* _What to work on_: Images are not part of the copy; transcribe all the data exactly.

* _Stored rows_:

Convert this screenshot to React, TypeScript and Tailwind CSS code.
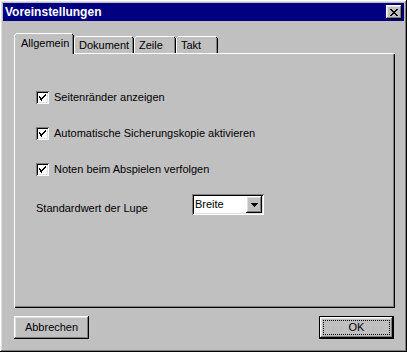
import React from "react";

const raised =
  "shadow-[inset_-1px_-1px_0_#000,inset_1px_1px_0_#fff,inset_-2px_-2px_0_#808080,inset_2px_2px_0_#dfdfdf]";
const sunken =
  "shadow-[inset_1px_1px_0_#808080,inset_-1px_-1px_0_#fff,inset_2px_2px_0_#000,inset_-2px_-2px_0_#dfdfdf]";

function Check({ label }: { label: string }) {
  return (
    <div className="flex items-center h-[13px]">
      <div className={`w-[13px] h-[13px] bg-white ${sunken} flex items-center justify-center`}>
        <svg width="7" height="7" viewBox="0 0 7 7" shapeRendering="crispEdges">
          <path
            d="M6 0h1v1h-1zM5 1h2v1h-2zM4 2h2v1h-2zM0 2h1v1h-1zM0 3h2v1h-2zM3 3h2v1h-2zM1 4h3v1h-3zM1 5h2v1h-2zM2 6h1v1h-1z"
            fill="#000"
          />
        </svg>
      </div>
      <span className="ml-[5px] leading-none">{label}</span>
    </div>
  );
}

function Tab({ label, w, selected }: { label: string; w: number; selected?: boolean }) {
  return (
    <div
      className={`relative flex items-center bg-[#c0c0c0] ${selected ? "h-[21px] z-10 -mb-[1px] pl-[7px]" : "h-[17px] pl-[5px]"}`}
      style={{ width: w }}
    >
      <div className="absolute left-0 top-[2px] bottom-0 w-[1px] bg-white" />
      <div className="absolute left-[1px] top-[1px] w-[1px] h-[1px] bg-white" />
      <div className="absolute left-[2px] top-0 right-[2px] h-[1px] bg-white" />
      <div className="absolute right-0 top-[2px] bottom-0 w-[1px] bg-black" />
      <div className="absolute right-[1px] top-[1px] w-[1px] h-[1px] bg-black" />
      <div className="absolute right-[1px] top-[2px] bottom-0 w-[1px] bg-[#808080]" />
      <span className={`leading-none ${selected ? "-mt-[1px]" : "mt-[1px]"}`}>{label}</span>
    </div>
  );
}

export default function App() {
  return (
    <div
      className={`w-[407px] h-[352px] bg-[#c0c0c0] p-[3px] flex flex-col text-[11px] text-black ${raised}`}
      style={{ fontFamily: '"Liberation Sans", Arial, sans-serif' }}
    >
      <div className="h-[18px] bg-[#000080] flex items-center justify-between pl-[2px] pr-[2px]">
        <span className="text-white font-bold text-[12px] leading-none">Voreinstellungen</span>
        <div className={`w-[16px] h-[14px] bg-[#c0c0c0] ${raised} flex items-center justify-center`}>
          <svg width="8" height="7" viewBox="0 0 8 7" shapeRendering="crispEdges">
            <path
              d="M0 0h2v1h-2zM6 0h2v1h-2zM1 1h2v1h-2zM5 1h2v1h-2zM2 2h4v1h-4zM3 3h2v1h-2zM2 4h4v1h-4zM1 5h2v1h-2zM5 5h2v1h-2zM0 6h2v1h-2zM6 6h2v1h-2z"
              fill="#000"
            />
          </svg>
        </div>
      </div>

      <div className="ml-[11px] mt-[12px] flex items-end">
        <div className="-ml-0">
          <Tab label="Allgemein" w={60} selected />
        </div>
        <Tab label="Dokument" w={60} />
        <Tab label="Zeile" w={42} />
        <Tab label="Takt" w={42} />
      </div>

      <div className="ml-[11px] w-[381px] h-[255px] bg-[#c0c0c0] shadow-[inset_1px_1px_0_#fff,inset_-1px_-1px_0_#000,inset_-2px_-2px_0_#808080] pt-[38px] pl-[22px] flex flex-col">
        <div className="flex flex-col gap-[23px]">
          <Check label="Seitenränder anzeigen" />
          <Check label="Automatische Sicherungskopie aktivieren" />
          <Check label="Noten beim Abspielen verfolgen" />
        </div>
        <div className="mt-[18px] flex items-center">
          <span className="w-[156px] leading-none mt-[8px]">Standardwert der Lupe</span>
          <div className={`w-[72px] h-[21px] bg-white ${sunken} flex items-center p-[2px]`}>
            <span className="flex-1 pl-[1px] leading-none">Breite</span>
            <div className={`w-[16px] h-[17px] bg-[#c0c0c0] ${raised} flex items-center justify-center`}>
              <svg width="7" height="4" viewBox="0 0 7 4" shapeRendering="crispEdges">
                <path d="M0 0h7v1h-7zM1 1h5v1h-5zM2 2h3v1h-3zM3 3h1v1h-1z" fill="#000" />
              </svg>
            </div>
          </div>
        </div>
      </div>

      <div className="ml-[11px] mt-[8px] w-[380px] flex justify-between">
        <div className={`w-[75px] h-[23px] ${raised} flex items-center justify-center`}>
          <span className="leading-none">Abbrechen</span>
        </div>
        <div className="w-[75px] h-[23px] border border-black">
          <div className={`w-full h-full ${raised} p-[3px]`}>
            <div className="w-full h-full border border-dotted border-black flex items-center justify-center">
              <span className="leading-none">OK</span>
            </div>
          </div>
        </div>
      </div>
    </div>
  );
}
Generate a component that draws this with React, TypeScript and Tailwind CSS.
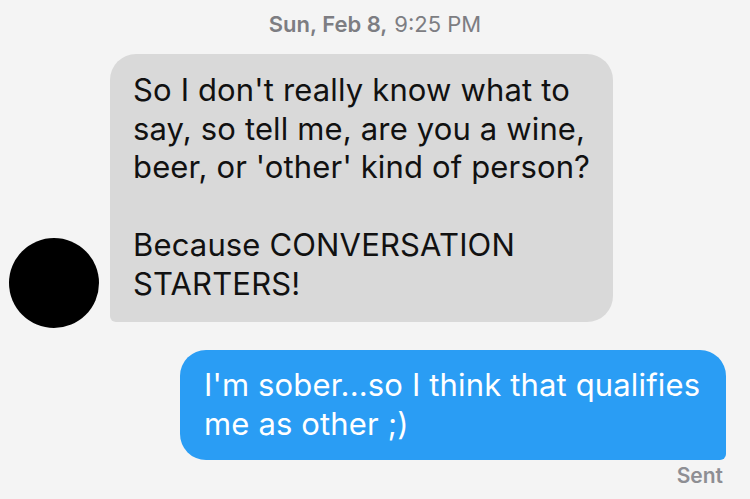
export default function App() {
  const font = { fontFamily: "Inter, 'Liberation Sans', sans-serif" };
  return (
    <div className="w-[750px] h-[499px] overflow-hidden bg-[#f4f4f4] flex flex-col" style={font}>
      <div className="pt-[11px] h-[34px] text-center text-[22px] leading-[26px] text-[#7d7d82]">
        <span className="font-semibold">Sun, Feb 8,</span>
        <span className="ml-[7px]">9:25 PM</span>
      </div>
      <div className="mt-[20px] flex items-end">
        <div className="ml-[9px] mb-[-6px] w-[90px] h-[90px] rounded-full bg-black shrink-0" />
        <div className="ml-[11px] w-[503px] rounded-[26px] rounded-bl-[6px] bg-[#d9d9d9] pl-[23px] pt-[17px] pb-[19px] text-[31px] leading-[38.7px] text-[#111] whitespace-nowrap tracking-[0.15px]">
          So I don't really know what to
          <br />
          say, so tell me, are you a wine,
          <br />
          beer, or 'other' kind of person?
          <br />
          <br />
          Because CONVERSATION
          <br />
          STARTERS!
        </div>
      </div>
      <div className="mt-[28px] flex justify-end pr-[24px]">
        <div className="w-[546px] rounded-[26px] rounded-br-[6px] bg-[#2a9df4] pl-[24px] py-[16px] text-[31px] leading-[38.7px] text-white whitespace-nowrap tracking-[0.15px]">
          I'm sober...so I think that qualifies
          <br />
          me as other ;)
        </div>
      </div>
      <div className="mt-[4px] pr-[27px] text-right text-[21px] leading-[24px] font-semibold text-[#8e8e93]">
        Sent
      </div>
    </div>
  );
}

* _Complete output_:
Convert this screenshot to React, TypeScript and Tailwind CSS code.
import React from "react";

const raised =
  "shadow-[inset_-1px_-1px_0_#000,inset_1px_1px_0_#fff,inset_-2px_-2px_0_#808080,inset_2px_2px_0_#dfdfdf]";
const sunken =
  "shadow-[inset_1px_1px_0_#808080,inset_-1px_-1px_0_#fff,inset_2px_2px_0_#000,inset_-2px_-2px_0_#dfdfdf]";

function Check({ label }: { label: string }) {
  return (
    <div className="flex items-center h-[13px]">
      <div className={`w-[13px] h-[13px] bg-white ${sunken} flex items-center justify-center`}>
        <svg width="7" height="7" viewBox="0 0 7 7" shapeRendering="crispEdges">
          <path
            d="M6 0h1v1h-1zM5 1h2v1h-2zM4 2h2v1h-2zM0 2h1v1h-1zM0 3h2v1h-2zM3 3h2v1h-2zM1 4h3v1h-3zM1 5h2v1h-2zM2 6h1v1h-1z"
            fill="#000"
          />
        </svg>
      </div>
      <span className="ml-[5px] leading-none">{label}</span>
    </div>
  );
}

function Tab({ label, w, selected }: { label: string; w: number; selected?: boolean }) {
  return (
    <div
      className={`relative flex items-center bg-[#c0c0c0] ${selected ? "h-[21px] z-10 -mb-[1px] pl-[7px]" : "h-[17px] pl-[5px]"}`}
      style={{ width: w }}
    >
      <div className="absolute left-0 top-[2px] bottom-0 w-[1px] bg-white" />
      <div className="absolute left-[1px] top-[1px] w-[1px] h-[1px] bg-white" />
      <div className="absolute left-[2px] top-0 right-[2px] h-[1px] bg-white" />
      <div className="absolute right-0 top-[2px] bottom-0 w-[1px] bg-black" />
      <div className="absolute right-[1px] top-[1px] w-[1px] h-[1px] bg-black" />
      <div className="absolute right-[1px] top-[2px] bottom-0 w-[1px] bg-[#808080]" />
      <span className={`leading-none ${selected ? "-mt-[1px]" : "mt-[1px]"}`}>{label}</span>
    </div>
  );
}

export default function App() {
  return (
    <div
      className={`w-[407px] h-[352px] bg-[#c0c0c0] p-[3px] flex flex-col text-[11px] text-black ${raised}`}
      style={{ fontFamily: '"Liberation Sans", Arial, sans-serif' }}
    >
      <div className="h-[18px] bg-[#000080] flex items-center justify-between pl-[2px] pr-[2px]">
        <span className="text-white font-bold text-[12px] leading-none">Voreinstellungen</span>
        <div className={`w-[16px] h-[14px] bg-[#c0c0c0] ${raised} flex items-center justify-center`}>
          <svg width="8" height="7" viewBox="0 0 8 7" shapeRendering="crispEdges">
            <path
              d="M0 0h2v1h-2zM6 0h2v1h-2zM1 1h2v1h-2zM5 1h2v1h-2zM2 2h4v1h-4zM3 3h2v1h-2zM2 4h4v1h-4zM1 5h2v1h-2zM5 5h2v1h-2zM0 6h2v1h-2zM6 6h2v1h-2z"
              fill="#000"
            />
          </svg>
        </div>
      </div>

      <div className="ml-[11px] mt-[12px] flex items-end">
        <div className="-ml-0">
          <Tab label="Allgemein" w={60} selected />
        </div>
        <Tab label="Dokument" w={60} />
        <Tab label="Zeile" w={42} />
        <Tab label="Takt" w={42} />
      </div>

      <div className="ml-[11px] w-[381px] h-[255px] bg-[#c0c0c0] shadow-[inset_1px_1px_0_#fff,inset_-1px_-1px_0_#000,inset_-2px_-2px_0_#808080] pt-[38px] pl-[22px] flex flex-col">
        <div className="flex flex-col gap-[23px]">
          <Check label="Seitenränder anzeigen" />
          <Check label="Automatische Sicherungskopie aktivieren" />
          <Check label="Noten beim Abspielen verfolgen" />
        </div>
        <div className="mt-[18px] flex items-center">
          <span className="w-[156px] leading-none mt-[8px]">Standardwert der Lupe</span>
          <div className={`w-[72px] h-[21px] bg-white ${sunken} flex items-center p-[2px]`}>
            <span className="flex-1 pl-[1px] leading-none">Breite</span>
            <div className={`w-[16px] h-[17px] bg-[#c0c0c0] ${raised} flex items-center justify-center`}>
              <svg width="7" height="4" viewBox="0 0 7 4" shapeRendering="crispEdges">
                <path d="M0 0h7v1h-7zM1 1h5v1h-5zM2 2h3v1h-3zM3 3h1v1h-1z" fill="#000" />
              </svg>
            </div>
          </div>
        </div>
      </div>

      <div className="ml-[11px] mt-[8px] w-[380px] flex justify-between">
        <div className={`w-[75px] h-[23px] ${raised} flex items-center justify-center`}>
          <span className="leading-none">Abbrechen</span>
        </div>
        <div className="w-[75px] h-[23px] border border-black">
          <div className={`w-full h-full ${raised} p-[3px]`}>
            <div className="w-full h-full border border-dotted border-black flex items-center justify-center">
              <span className="leading-none">OK</span>
            </div>
          </div>
        </div>
      </div>
    </div>
  );
}
Generate a component that draws this with React, TypeScript and Tailwind CSS.
export default function App() {
  const font = { fontFamily: "Inter, 'Liberation Sans', sans-serif" };
  return (
    <div className="w-[750px] h-[499px] overflow-hidden bg-[#f4f4f4] flex flex-col" style={font}>
      <div className="pt-[11px] h-[34px] text-center text-[22px] leading-[26px] text-[#7d7d82]">
        <span className="font-semibold">Sun, Feb 8,</span>
        <span className="ml-[7px]">9:25 PM</span>
      </div>
      <div className="mt-[20px] flex items-end">
        <div className="ml-[9px] mb-[-6px] w-[90px] h-[90px] rounded-full bg-black shrink-0" />
        <div className="ml-[11px] w-[503px] rounded-[26px] rounded-bl-[6px] bg-[#d9d9d9] pl-[23px] pt-[17px] pb-[19px] text-[31px] leading-[38.7px] text-[#111] whitespace-nowrap tracking-[0.15px]">
          So I don't really know what to
          <br />
          say, so tell me, are you a wine,
          <br />
          beer, or 'other' kind of person?
          <br />
          <br />
          Because CONVERSATION
          <br />
          STARTERS!
        </div>
      </div>
      <div className="mt-[28px] flex justify-end pr-[24px]">
        <div className="w-[546px] rounded-[26px] rounded-br-[6px] bg-[#2a9df4] pl-[24px] py-[16px] text-[31px] leading-[38.7px] text-white whitespace-nowrap tracking-[0.15px]">
          I'm sober...so I think that qualifies
          <br />
          me as other ;)
        </div>
      </div>
      <div className="mt-[4px] pr-[27px] text-right text-[21px] leading-[24px] font-semibold text-[#8e8e93]">
        Sent
      </div>
    </div>
  );
}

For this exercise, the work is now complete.